China is also planning to deploy a fleet of nuclear-powered ballistic-missile submarines (known as SSBNs). It has already developed its new Jin-class (Type 094) SSBN prototype, with satellite pictures showing one such submarine berthed at the huge new Chinese naval base at Sanya, on the southern coast of Hainan Island. The Sino-Russian gap in nuclear naval forces is narrowing, but within the next 25 years, China could have more nuclear assets at sea than Russia.
Against this background, it is no surprise that the Chinese navy is extending its operations to the Indian Ocean — a crucial international passageway for oil deliveries and other trade. The extending role is also manifest from the projects China has launched in the Indian Ocean rim, including the building of a port at Hambantota in Sri Lanka, the modernization of Bangladesh’s Chittagong port, and the construction of a deep-water commercial port and naval base for Pakistan at Gwadar, situated at the entrance to the Strait of Hormuz — the only exit route for Gulf oil. Beijing is eyeing Gwadar as a naval anchor.
In addition, the Irrawaddy Corridor between China’s Yunnan province and the Burmese ports on the Bay of Bengal is set to become a key economic and strategic passageway involving road, river, rail and harbour links.
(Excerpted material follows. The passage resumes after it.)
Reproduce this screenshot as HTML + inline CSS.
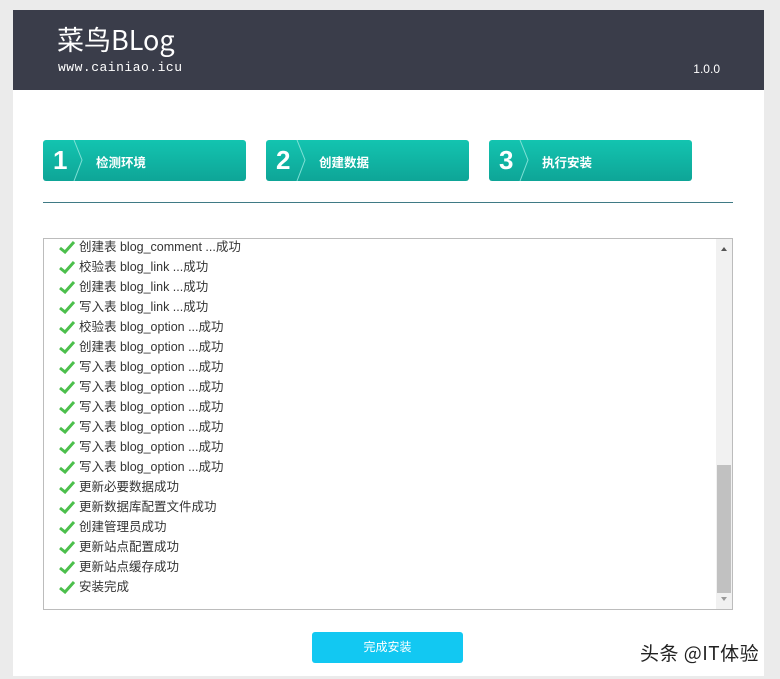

Commercial satellite imagery shows that China already operates signals intelligence (SIGINT) collection facility on the Great Coco Island.
India, with its enormous strategic depth in the Indian Ocean, is in a position to pursue a sea-denial strategy, if New Delhi were to adopt a more forward-thinking naval policy. Just the way India has come under a terrorist siege from Pakistan-based jihadists by doing little more than adopt defensive measures, it will confront — if it retreats to a defensive position — the Chinese navy in its backyard, completing the Chinese encirclement of the country.
To safeguard its long-term strategic interests, India has to start exerting naval power at critical chokepoints. That entails arming the Indian navy with the teeth and authority to guard the various “gates” to the Indian Ocean.